What the stats from your programme will be doing is extracting the information from your ACTUAL trades, as recored in the portfolio.
So if you had three different trades for say AZR, BHP, OST and they led to returns (profit/loss) of $100, -$90, $20 etc then the average win for example would have been $60 and average loss would be $90. That data would hence be in the portfolio under the profit and loss for each of the stocks (once position closed). That's just a very basic example of one set of data. As Van Tharp explains in the Video tutes referred to earlier you need to calculate your expectancy value too, again the tutes will show that than can be done via existing data. You'll know once you see the tutes. There may be an issue as to recording amount risked via stop loss setting but we can take that on later.

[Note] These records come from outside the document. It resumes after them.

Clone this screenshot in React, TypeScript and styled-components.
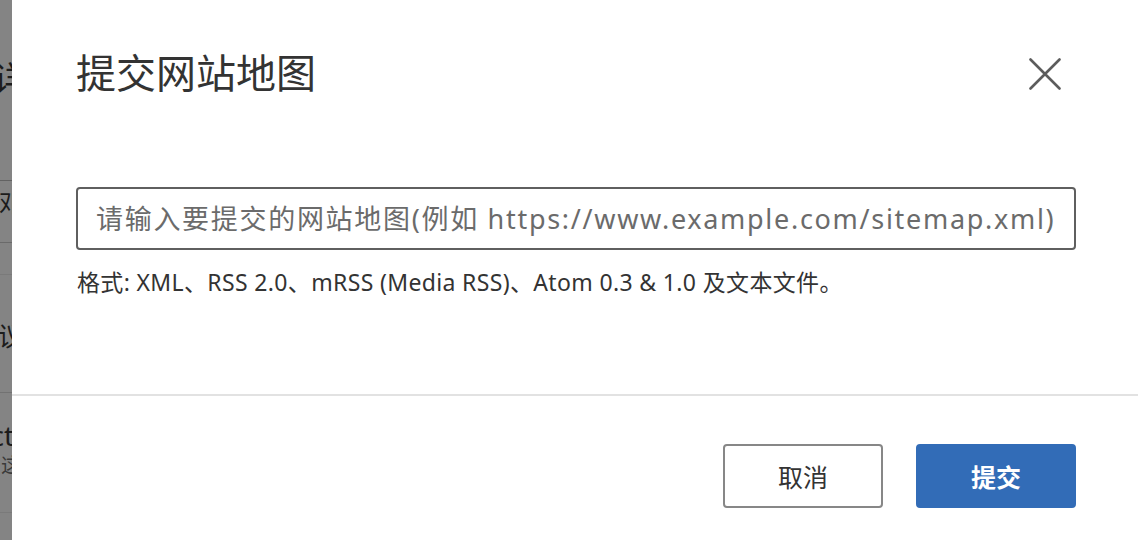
import styled, { createGlobalStyle } from 'styled-components';

const GlobalStyle = createGlobalStyle`
    html, body {
        margin: 0;
        padding: 0;
        background: #ffffff;
    }
    body {
        font-family: "Noto Sans", "Noto Sans CJK SC", sans-serif;
        color: #333333;
    }
`;

const Page = styled.div`
    display: flex;
    width: 1138px;
    height: 540px;
    overflow: hidden;
`;

// dimmed page that shows behind the overlay
const Backdrop = styled.div`
    width: 12px;
    flex: none;
    background: #848484;
    display: flex;
    flex-direction: column;
    overflow: hidden;
`;

const BackdropRow = styled.div<{ $height: number; $line?: string; $top: number }>`
    height: ${p => p.$height}px;
    flex: none;
    display: flex;
    flex-direction: column;
    align-items: flex-end;
    padding-top: ${p => p.$top}px;
    border-bottom: 1px solid ${p => p.$line || 'transparent'};
    box-sizing: border-box;
    white-space: nowrap;
`;

const BackdropText = styled.span<{ $size: number; $cut: number; $muted?: boolean }>`
    font-size: ${p => p.$size}px;
    line-height: ${p => Math.round(p.$size * 1.3)}px;
    color: ${p => (p.$muted ? '#3a3a3a' : '#1c1c1c')};
    margin-right: -${p => p.$cut}px;
`;

const Modal = styled.section`
    flex: 1;
    background: #ffffff;
    display: flex;
    flex-direction: column;
`;

const Header = styled.header`
    display: flex;
    justify-content: space-between;
    align-items: center;
    padding: 41px 76px 0 64px;
    height: 60px;
`;

const Title = styled.h2`
    margin: 0;
    font-size: 40px;
    font-weight: 400;
    line-height: 60px;
    color: #333333;
    font-family: "Noto Sans CJK SC", sans-serif;
`;

const CloseButton = styled.button`
    border: 0;
    padding: 0;
    margin-top: 5px;
    background: transparent;
    width: 34px;
    height: 34px;
    display: flex;
    align-items: center;
    justify-content: center;
    cursor: pointer;
`;

const Body = styled.div`
    padding: 86px 62px 0 64px;
    height: 207px;
`;

const UrlInput = styled.input`
    display: block;
    width: 100%;
    box-sizing: border-box;
    height: 63px;
    border: 2px solid #5f5f5f;
    border-radius: 4px;
    padding: 0 18px;
    font-family: "Noto Sans", "Noto Sans CJK SC", sans-serif;
    font-size: 27px;
    letter-spacing: 1.7px;
    color: #333333;
    outline: none;

    &::placeholder {
        color: #6b6b6b;
    }
`;

const Hint = styled.p`
    margin: 18px 0 0 1px;
    font-size: 23px;
    letter-spacing: 0.35px;
    line-height: 28px;
    color: #333333;
`;

const Footer = styled.footer`
    border-top: 2px solid #e2e2e2;
    display: flex;
    justify-content: flex-end;
    gap: 33px;
    padding: 48px 62px 0 0;
`;

const Button = styled.button<{ $primary?: boolean }>`
    width: 160px;
    height: 64px;
    box-sizing: border-box;
    border-radius: 4px;
    font-family: "Noto Sans CJK SC", sans-serif;
    font-size: 25px;
    cursor: pointer;
    border: 2px solid ${p => (p.$primary ? '#326cb7' : '#878787')};
    background: ${p => (p.$primary ? '#326cb7' : '#ffffff')};
    color: ${p => (p.$primary ? '#ffffff' : '#333333')};
    font-weight: ${p => (p.$primary ? 700 : 400)};
`;

const backdropRows = [
    { height: 181, top: 56, line: '#626262', texts: [{ text: '详', size: 34, cut: 15 }] },
    { height: 62, top: 6, line: '#6a6a6a', texts: [{ text: '邓', size: 24, cut: 11 }] },
    { height: 32, top: 0, line: '#7a7a7a', texts: [] },
    { height: 118, top: 44, line: '#727272', texts: [{ text: '议', size: 26, cut: 12 }] },
    {
        height: 120,
        top: 24,
        line: '#7a7a7a',
        texts: [
            { text: 'ct', size: 28, cut: 2 },
            { text: '这', size: 20, cut: 9, muted: true },
        ],
    },
];

export default function App() {
    return (
        <>
            <GlobalStyle />
            <Page>
                <Backdrop>
                    {backdropRows.map((row, i) => (
                        <BackdropRow key={i} $height={row.height} $line={row.line} $top={row.top}>
                            {row.texts.map(t => (
                                <BackdropText key={t.text} $size={t.size} $cut={t.cut} $muted={t.muted}>
                                    {t.text}
                                </BackdropText>
                            ))}
                        </BackdropRow>
                    ))}
                </Backdrop>
                <Modal>
                    <Header>
                        <Title>提交网站地图</Title>
                        <CloseButton aria-label="关闭">
                            <svg width="32" height="32" viewBox="0 0 32 32">
                                <path d="M1.5 1.5 L30.5 30.5 M30.5 1.5 L1.5 30.5" stroke="#5c5c5c" strokeWidth="2.6" strokeLinecap="round" />
                            </svg>
                        </CloseButton>
                    </Header>
                    <Body>
                        <UrlInput placeholder="请输入要提交的网站地图(例如 https://www.example.com/sitemap.xml)" />
                        <Hint>格式: XML、RSS 2.0、mRSS (Media RSS)、Atom 0.3 &amp; 1.0 及文本文件。</Hint>
                    </Body>
                    <Footer>
                        <Button>取消</Button>
                        <Button $primary>提交</Button>
                    </Footer>
                </Modal>
            </Page>
        </>
    );
}
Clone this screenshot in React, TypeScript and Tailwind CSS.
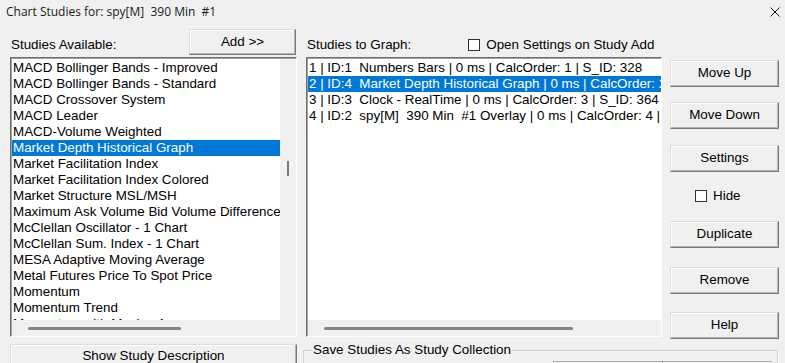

The transaction history files give all the data necessary for tax returns (I hope - I haven't got up to doing one yet to see if I'm missing anything). While they don't isolate each financial year, it should be very easy to generate the annual figures using formula in Excel that only sum over the cells for that one year. Alternatively the year's worth of data could be copy and pasted to another page to give a report for just that year.
Thanks GP.
Now that you mention it though, it would be good to be able to generate annual reports, perhaps as formatted RTF files. And for the portfolio financial and transaction figures, it would probably be good too to keep annual versions as well as lifetime versions. I'll have to look at doing that.
Cheers,
GP
Sounds good, look forward to the results, fortunately we've got a few months before it's all due. Thanks for the effort, enjoy VAn Tharp!